Jeff and I have began to conquer organizing baby things. It is frustrating instead of fun to me. I want so badly to be in a bigger house so I can set up their rooms and do the organizing and nesting right!!! However; I also know that we are in the military and things do not happen on our time or even by our circumstance!!! I just hope and pray that we will have a bigger house and will be settled in, prior to the boys coming home. If it shouldn't work out that way though,....I will be just as happy as a clam to have my babies home with me...even if we are popping out of the house!!! Times like these remind me to have patience and know (although it might now be easy) that everything will work out the way it is meant to.
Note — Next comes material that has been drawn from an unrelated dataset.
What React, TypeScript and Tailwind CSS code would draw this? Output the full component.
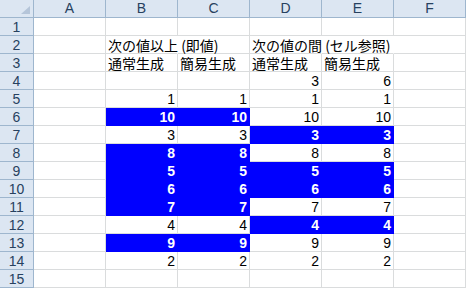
import React from "react";

type Cell = { v?: string; blue?: boolean; jp?: boolean; noR?: boolean };

const E: Cell = {};
const n = (v: string, blue = false): Cell => ({ v, blue });

const rows: Cell[][] = [
  [E, E, E, E, E, E],
  [E, { v: "次の値以上 (即値)", jp: true, noR: true }, E, { v: "次の値の間 (セル参照)", jp: true, noR: true }, { noR: true }, E],
  [E, { v: "通常生成", jp: true }, { v: "簡易生成", jp: true }, { v: "通常生成", jp: true }, { v: "簡易生成", jp: true }, E],
  [E, E, E, n("3"), n("6"), E],
  [E, n("1"), n("1"), n("1"), n("1"), E],
  [E, n("10", true), n("10", true), n("10"), n("10"), E],
  [E, n("3"), n("3"), n("3", true), n("3", true), E],
  [E, n("8", true), n("8", true), n("8"), n("8"), E],
  [E, n("5", true), n("5", true), n("5", true), n("5", true), E],
  [E, n("6", true), n("6", true), n("6", true), n("6", true), E],
  [E, n("7", true), n("7", true), n("7"), n("7"), E],
  [E, n("4"), n("4"), n("4", true), n("4", true), E],
  [E, n("9", true), n("9", true), n("9"), n("9"), E],
  [E, n("2"), n("2"), n("2"), n("2"), E],
  [E, E, E, E, E, E],
];

const cols = ["A", "B", "C", "D", "E", "F"];

export default function App() {
  return (
    <div className="w-[466px] h-[289px] bg-white overflow-hidden">
      <div className="grid grid-cols-[34px_repeat(6,72px)] auto-rows-[18px]">
        <div className="relative bg-[#dce6f2] border-r border-b border-[#9eb6ce]">
          <div className="absolute right-[3px] bottom-[3px] w-0 h-0 border-l-[9px] border-l-transparent border-b-[8px] border-b-[#b5c5d9]" />
        </div>
        {cols.map((c) => (
          <div
            key={c}
            className="bg-[#dce6f2] border-r border-b border-[#9eb6ce] flex items-center justify-center text-[14px] text-[#27415f] font-['Liberation_Sans',sans-serif]"
          >
            {c}
          </div>
        ))}
        {rows.map((r, i) => (
          <React.Fragment key={i}>
            <div className="bg-[#dce6f2] border-r border-b border-[#9eb6ce] flex items-end justify-center pb-[1px] text-[14px] leading-none text-[#27415f] font-['Liberation_Sans',sans-serif]">
              {i + 1}
            </div>
            {r.map((c, j) => (
              <div
                key={j}
                className={
                  "border-b flex items-end " +
                  (c.blue
                    ? "bg-[#0000ff] border-[#0000ff] border-r "
                    : c.noR
                    ? "border-[#dadcdd] border-r border-r-transparent "
                    : "border-[#dadcdd] border-r ") +
                  (c.jp
                    ? "justify-start pl-[2px] overflow-visible whitespace-nowrap text-[14px] leading-[14px] pb-[1px] text-black font-['Noto_Sans_CJK_JP',sans-serif]"
                    : "justify-end pr-[2px] pb-[1px] text-[14px] leading-none font-['Liberation_Sans',sans-serif] " +
                      (c.blue ? "text-white font-bold" : "text-black"))
                }
              >
                {c.v ? <span className="relative z-10">{c.v}</span> : null}
              </div>
            ))}
          </React.Fragment>
        ))}
      </div>
    </div>
  );
}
We ended our week with eye exams. I learned my lesson with these! I was sitting down to kangaroo with Grayson when the doctor came in and said to dilate their eyes because the eye dr was on his way. Needless to say, kangarooing did not take place! As fast as the words went from one ear to another, I was out of there!!! Just like last exam, several of the boys became stressed during the traumatic event and had a rough evening and for Brock, a rough couple of days dealing with bradys.

On my way to the first Mom's of Multiples meetings, I called the nurses station to find out the results to the exams. I was told that all were unchanged except for Grayson whose eyes were the best!!! My face lit up as I was stuck in dreadful traffic to know that my little boy who has been the underdog throughout their first few weeks of life...is now the best at something!!! The feeling was short lived as the following morning the doctor stopped me to tell me that his eyes were zone two stage 1. Long explanation short, you want for the stage to be 0; so him being a 1 is not terrible...but we don't want the number to creep up!!! We definitely do not want the stage to rise to be a 3 or a 4!!!!
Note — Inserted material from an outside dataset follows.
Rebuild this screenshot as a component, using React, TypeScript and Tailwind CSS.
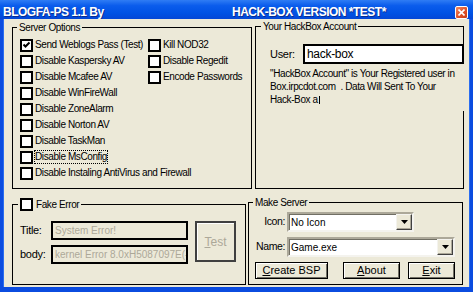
import type { ReactNode } from 'react';

function Box({ checked = false }: { checked?: boolean }) {
  return (
    <span className="flex h-[13px] w-[13px] shrink-0 items-center justify-center border-2 border-black bg-white">
      {checked && (
        <svg width="9" height="9" viewBox="0 0 9 9" className="block">
          <path d="M1.5 3.5 L3.5 5.5 L7.5 1.5" stroke="#000" strokeWidth="2" fill="none" />
        </svg>
      )}
    </span>
  );
}

function CheckRow({ label, checked, focus }: { label: string; checked?: boolean; focus?: boolean }) {
  return (
    <div className="flex h-[16px] items-center gap-[2px] whitespace-nowrap">
      <Box checked={checked} />
      <span className={focus ? 'leading-[12px] outline-1 outline-dotted outline-black' : 'leading-[12px]'}>{label}</span>
    </div>
  );
}

function DropArrow() {
  return (
    <span className="flex h-[16px] w-[16px] shrink-0 items-center justify-center border border-t-[#f4f3ee] border-l-[#f4f3ee] border-b-[#404040] border-r-[#404040] bg-[#ece9d8] shadow-[inset_-1px_-1px_0_#aca899]">
      <svg width="7" height="4" viewBox="0 0 7 4" className="block">
        <path d="M0 0 H7 L3.5 4 Z" fill="#000" />
      </svg>
    </span>
  );
}

function Combo({ value, width }: { value: string; width: string }) {
  return (
    <div className={`flex h-[20px] items-center border-2 border-t-[#aca899] border-l-[#aca899] border-b-[#f4f3ee] border-r-[#f4f3ee] bg-white shadow-[inset_1px_1px_0_#716f64] ${width}`}>
      <span className="flex-1 pl-[2px] text-[10px] tracking-normal">{value}</span>
      <DropArrow />
    </div>
  );
}

function Btn({ children, width }: { children: ReactNode; width: string }) {
  return (
    <div className={`flex h-[17px] items-center justify-center border border-black bg-[#ece9d8] text-[11px] tracking-normal shadow-[inset_1px_1px_0_#fff,inset_-1px_-1px_0_#716f64] ${width}`}>
      {children}
    </div>
  );
}

function TitleBar() {
  return (
    <div className="flex h-[19px] shrink-0 items-center bg-[linear-gradient(to_bottom,#2f7cf4,#0a5cec_30%,#0052e4_70%,#0447d6)] pl-[3px] pr-[5px] pt-[5px] text-[12px] font-bold tracking-[-0.5px] text-white [text-shadow:1px_1px_0_#0b2d8f]">
      <span className="w-[229px] shrink-0 whitespace-nowrap">BLOGFA-PS 1.1 By</span>
      <span className="whitespace-nowrap">HACK-BOX VERSION *TEST*</span>
      <span className="ml-auto flex h-[13px] w-[13px] items-center justify-center rounded-[2px] border border-white bg-[linear-gradient(135deg,#f08a62,#e0522a_55%,#c53c18)]">
        <svg width="7" height="7" viewBox="0 0 7 7" className="block">
          <path d="M0.5 0.5 L6.5 6.5 M6.5 0.5 L0.5 6.5" stroke="#fff" strokeWidth="1.6" />
        </svg>
      </span>
    </div>
  );
}

export default function App() {
  return (
    <div className="flex h-[292px] w-[473px] flex-col overflow-hidden bg-[#0b4ce0] font-['Liberation_Sans',Arial,sans-serif] text-[10px] tracking-[-0.4px] text-black">
      <TitleBar />
      <div className="flex min-h-0 flex-1 pb-[5px] pl-[4px] pr-[4px]">
        <div className="flex flex-1 bg-[#ece9d8] shadow-[-1px_0_0_#2a6df0,1px_0_0_#2a6df0]">
          {/* left column */}
          <div className="flex w-[244px] shrink-0 flex-col pl-[8px] pt-[2px]">
            <fieldset className="h-[168px] w-[240px] border border-black">
              <legend className="ml-[4px] px-[2px] leading-[13px]">Server Options</legend>
              <div className="flex pl-[7px] pt-[3px]">
                <div className="w-[128px] shrink-0">
                  <CheckRow label="Send Weblogs Pass (Test)" checked />
                  <CheckRow label="Disable Kaspersky AV" />
                  <CheckRow label="Disable Mcafee AV" />
                  <CheckRow label="Disable WinFireWall" />
                  <CheckRow label="Disable ZoneAlarm" />
                  <CheckRow label="Disable Norton AV" />
                  <CheckRow label="Disable TaskMan" />
                  <CheckRow label="Disable MsConfig" focus />
                  <CheckRow label="Disable Instaling AntiVirus and Firewall" />
                </div>
                <div>
                  <CheckRow label="Kill NOD32" />
                  <CheckRow label="Disable Regedit" />
                  <CheckRow label="Encode Passwords" />
                </div>
              </div>
            </fieldset>

            <fieldset className="mt-[9px] h-[87px] w-[234px] border border-black">
              <legend className="ml-[5px] px-[2px]">
                <span className="flex items-center gap-[3px] leading-[13px]">
                  <Box />
                  Fake Error
                </span>
              </legend>
              <div className="flex pl-[7px] pt-[10px]">
                <div className="flex flex-col gap-[5px]">
                  <div className="flex items-center">
                    <span className="w-[31px] text-[11px] tracking-[-0.3px]">Title:</span>
                    <div className="flex h-[19px] w-[137px] items-center overflow-hidden whitespace-nowrap border-2 border-black bg-[#ece9d8] pl-[2px] text-[10px] tracking-normal text-[#aca899]">
                      System Error!
                    </div>
                  </div>
                  <div className="flex items-center">
                    <span className="w-[31px] text-[11px] tracking-[-0.3px]">body:</span>
                    <div className="flex h-[19px] w-[137px] items-center overflow-hidden whitespace-nowrap border-2 border-black bg-[#ece9d8] pl-[2px] text-[10px] tracking-normal text-[#aca899]">
                      kernel Error 8.0xH5087097E(-2147
                    </div>
                  </div>
                </div>
                <div className="ml-[7px] flex h-[41px] w-[41px] items-center justify-center border-2 border-[#404040] text-[12px] tracking-normal text-[#aca899] shadow-[inset_1px_1px_0_#fff]">
                  <span>
                    <span className="underline">T</span>est
                  </span>
                </div>
              </div>
            </fieldset>
          </div>

          {/* right column */}
          <div className="flex flex-1 flex-col pt-[1px]">
            <fieldset className="ml-[7px] h-[169px] w-[209px] border border-black">
              <legend className="ml-[5px] px-[2px] leading-[13px]">Your HackBox Account</legend>
              <div className="pl-[14px] pt-[11px]">
                <div className="flex items-center">
                  <span className="w-[33px] text-[11px] tracking-[-0.3px]">User:</span>
                  <div className="-mr-px flex h-[20px] w-[161px] items-center border-2 border-black bg-white pl-[2px] text-[12px] tracking-[-0.3px]">
                    hack-box
                  </div>
                </div>
                <div className="relative -mr-[2px] h-[47px] whitespace-pre bg-[#ece9d8] pt-[3px] leading-[13px]">
                  {'"HackBox Account" is Your Registered user in\nBox.irpcdot.com  . Data Will Sent To Your\nHack-Box a'}
                  <span className="ml-[1px] inline-block h-[8px] w-[1px] bg-black align-[-1px]" />
                </div>
              </div>
            </fieldset>

            <fieldset className="mt-[7px] h-[89px] w-[215px] border border-black">
              <legend className="ml-[4px] px-[2px] leading-[13px]">Make Server</legend>
              <div className="flex flex-col gap-[5px] pt-[3px]">
                <div className="flex items-center">
                  <span className="w-[36px] text-right text-[10.5px]">Icon:</span>
                  <div className="ml-[2px]">
                    <Combo value="No Icon" width="w-[127px]" />
                  </div>
                </div>
                <div className="flex items-center">
                  <span className="w-[36px] text-right text-[10.5px]">Name:</span>
                  <div className="ml-[2px]">
                    <Combo value="Game.exe" width="w-[168px]" />
                  </div>
                </div>
                <div className="flex pl-[6px]">
                  <Btn width="w-[73px]">
                    <span>
                      <span className="underline">C</span>reate BSP
                    </span>
                  </Btn>
                  <div className="ml-[15px]">
                    <Btn width="w-[57px]">
                      <span>
                        <span className="underline">A</span>bout
                      </span>
                    </Btn>
                  </div>
                  <div className="ml-[8px]">
                    <Btn width="w-[47px]">
                      <span>
                        <span className="underline">E</span>xit
                      </span>
                    </Btn>
                  </div>
                </div>
              </div>
            </fieldset>
          </div>
        </div>
      </div>
    </div>
  );
}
Back to my meeting!!! I arrived at 6 ish to meet the other new and expectant moms! There were several there that night; by what I understand, more than usual. I was under the assumption that here I would be amongst women who were in my same boat. And althoughI got some WONDERFUL tips and met some amazing women, I was quickly reminded of how rare having quads really are!! I have come to find our situation "normal"...I live it everyday. It is when I say that I have quad boys and I see the faces drop...I realize we are not normal...even among multiples!

We ended the week with the doctors coming to the conclusion that Camden's hernia was the cause of his issues and he is doing quite well; full feeds and only the .5 litres of oxygen which is no longer given through the Vapotherm...just the wall! After receiving the full course of antibiotics and receiving blood, Brock is on the rise. He is still bradying and having frequent apneas; however, it is not nearly as bad as they were. His oxygen is slowly being weened back to where it was prior to him getting sick along with his feeds. Grayson's lungs were filling back with fluid causing his oxygen support to be increased; but after receiving lasics (which he will get daily for weeks up to months) he is weening back down (a blood transfusion was also given to perk him up)! Keaton is being a good boy; just chilling out where he has been.

 I couldn't imagine life any differently; I embrace my family of six and am so proud at how far my boys have come, despite the minor setbacks we encounter daily. When I look into the precious little eyes of my boys', I am left in awe as to how wonderful of a life we have been given!


Dad kangarooing Cam and Grayson

1st half of a family photo

Brock being a sweet boy




Keaton thinking

Grayson's new favorite position...we cal it the "hallelujah"!